Interface markup and scripts
________________________
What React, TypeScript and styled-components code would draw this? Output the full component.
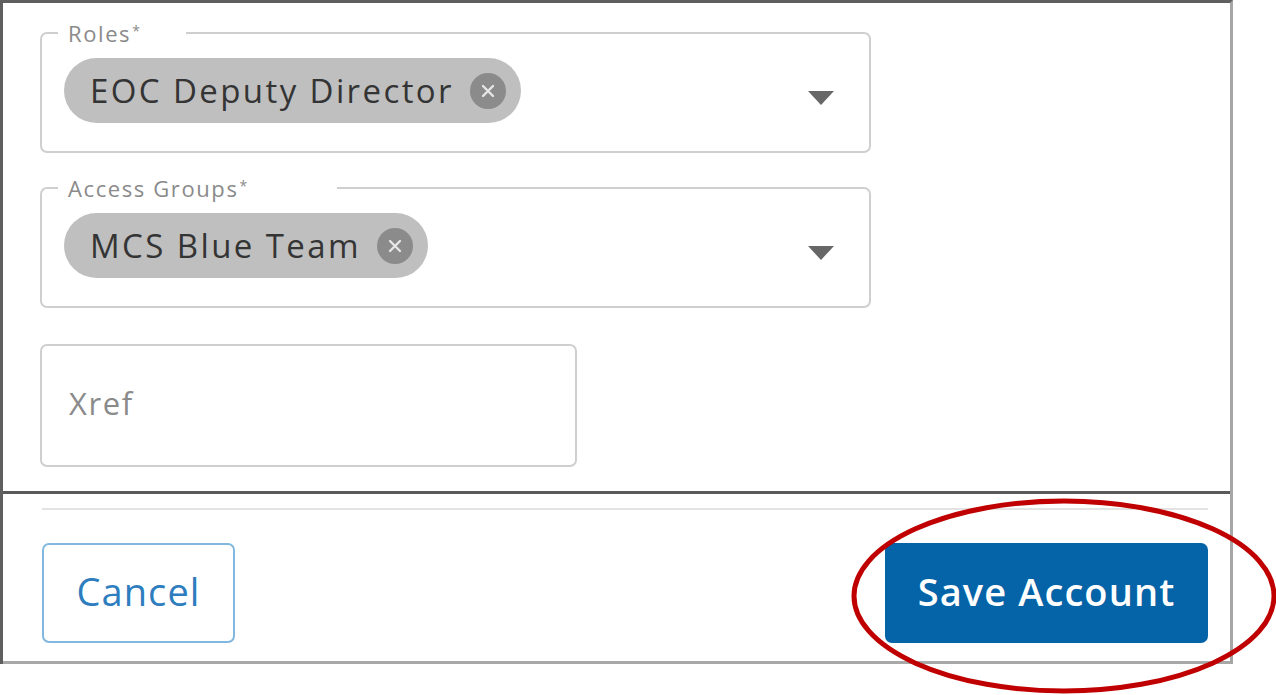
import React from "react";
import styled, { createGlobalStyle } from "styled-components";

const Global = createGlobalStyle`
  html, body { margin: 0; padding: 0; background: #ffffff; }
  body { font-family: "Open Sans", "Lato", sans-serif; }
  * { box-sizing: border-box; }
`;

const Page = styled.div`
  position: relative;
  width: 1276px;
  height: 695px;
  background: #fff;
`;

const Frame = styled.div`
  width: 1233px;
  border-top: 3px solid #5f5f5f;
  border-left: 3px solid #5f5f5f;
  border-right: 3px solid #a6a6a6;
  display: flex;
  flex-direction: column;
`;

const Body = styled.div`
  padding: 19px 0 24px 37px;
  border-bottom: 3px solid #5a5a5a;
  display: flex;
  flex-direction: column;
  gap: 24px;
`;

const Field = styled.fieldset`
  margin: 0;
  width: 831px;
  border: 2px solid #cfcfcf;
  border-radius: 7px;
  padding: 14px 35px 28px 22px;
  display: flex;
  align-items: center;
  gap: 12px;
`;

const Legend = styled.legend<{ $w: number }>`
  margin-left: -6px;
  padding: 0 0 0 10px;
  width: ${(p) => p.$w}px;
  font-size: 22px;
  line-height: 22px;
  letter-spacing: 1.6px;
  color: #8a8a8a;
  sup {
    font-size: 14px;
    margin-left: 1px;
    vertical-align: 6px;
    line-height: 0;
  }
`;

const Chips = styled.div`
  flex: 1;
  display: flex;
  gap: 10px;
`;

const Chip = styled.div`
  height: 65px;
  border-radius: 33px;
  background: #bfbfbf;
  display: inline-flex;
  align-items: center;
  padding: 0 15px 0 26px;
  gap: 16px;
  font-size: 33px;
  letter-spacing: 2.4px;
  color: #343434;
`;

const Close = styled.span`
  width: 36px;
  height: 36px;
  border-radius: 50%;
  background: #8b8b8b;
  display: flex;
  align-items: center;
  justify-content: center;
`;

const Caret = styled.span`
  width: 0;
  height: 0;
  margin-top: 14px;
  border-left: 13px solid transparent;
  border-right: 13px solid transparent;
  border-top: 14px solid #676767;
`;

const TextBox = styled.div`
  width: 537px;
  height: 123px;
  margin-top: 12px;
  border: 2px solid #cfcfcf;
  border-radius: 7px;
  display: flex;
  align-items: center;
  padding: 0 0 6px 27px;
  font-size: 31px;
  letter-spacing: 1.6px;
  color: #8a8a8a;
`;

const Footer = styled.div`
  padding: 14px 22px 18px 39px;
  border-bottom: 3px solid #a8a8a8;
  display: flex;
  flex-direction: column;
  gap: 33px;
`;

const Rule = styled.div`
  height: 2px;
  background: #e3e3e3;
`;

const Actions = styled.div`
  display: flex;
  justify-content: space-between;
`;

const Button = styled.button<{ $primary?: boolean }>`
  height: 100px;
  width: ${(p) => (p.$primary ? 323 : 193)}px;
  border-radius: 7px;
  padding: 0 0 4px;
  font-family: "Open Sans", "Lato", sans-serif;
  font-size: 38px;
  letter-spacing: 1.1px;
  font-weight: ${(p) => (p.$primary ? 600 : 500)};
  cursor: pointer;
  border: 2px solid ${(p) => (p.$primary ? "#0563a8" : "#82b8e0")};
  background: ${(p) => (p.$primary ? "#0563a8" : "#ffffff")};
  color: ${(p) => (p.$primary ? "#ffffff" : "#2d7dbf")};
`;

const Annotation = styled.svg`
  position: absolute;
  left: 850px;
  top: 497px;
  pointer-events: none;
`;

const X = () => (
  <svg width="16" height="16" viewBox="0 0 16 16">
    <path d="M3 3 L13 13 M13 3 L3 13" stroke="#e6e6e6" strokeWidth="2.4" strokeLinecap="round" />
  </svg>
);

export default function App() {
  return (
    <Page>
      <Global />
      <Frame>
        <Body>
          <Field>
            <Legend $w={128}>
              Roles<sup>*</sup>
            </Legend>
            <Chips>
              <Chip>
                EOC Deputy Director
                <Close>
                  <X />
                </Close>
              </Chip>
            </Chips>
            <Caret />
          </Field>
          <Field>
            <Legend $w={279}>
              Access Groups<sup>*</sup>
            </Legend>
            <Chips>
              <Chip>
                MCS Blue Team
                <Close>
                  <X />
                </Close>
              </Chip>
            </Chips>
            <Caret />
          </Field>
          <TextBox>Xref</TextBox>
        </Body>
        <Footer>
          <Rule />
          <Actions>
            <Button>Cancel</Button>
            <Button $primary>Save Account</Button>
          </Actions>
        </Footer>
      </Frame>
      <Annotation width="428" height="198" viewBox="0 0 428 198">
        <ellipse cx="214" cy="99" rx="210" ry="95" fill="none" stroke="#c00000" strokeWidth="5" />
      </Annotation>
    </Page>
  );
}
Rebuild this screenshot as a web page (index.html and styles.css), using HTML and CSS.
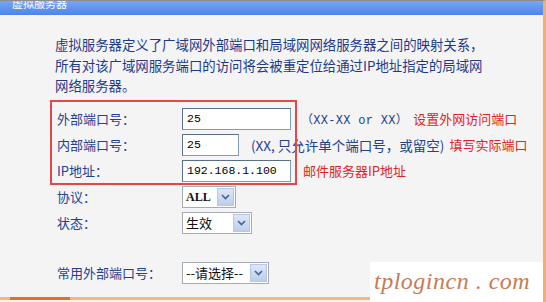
________________________
**WHAT THE EXERCISE ASKS**. Only the number is wanted: how many lines in the entries above contain the word "React"?

**WORKED SOLUTION**. 2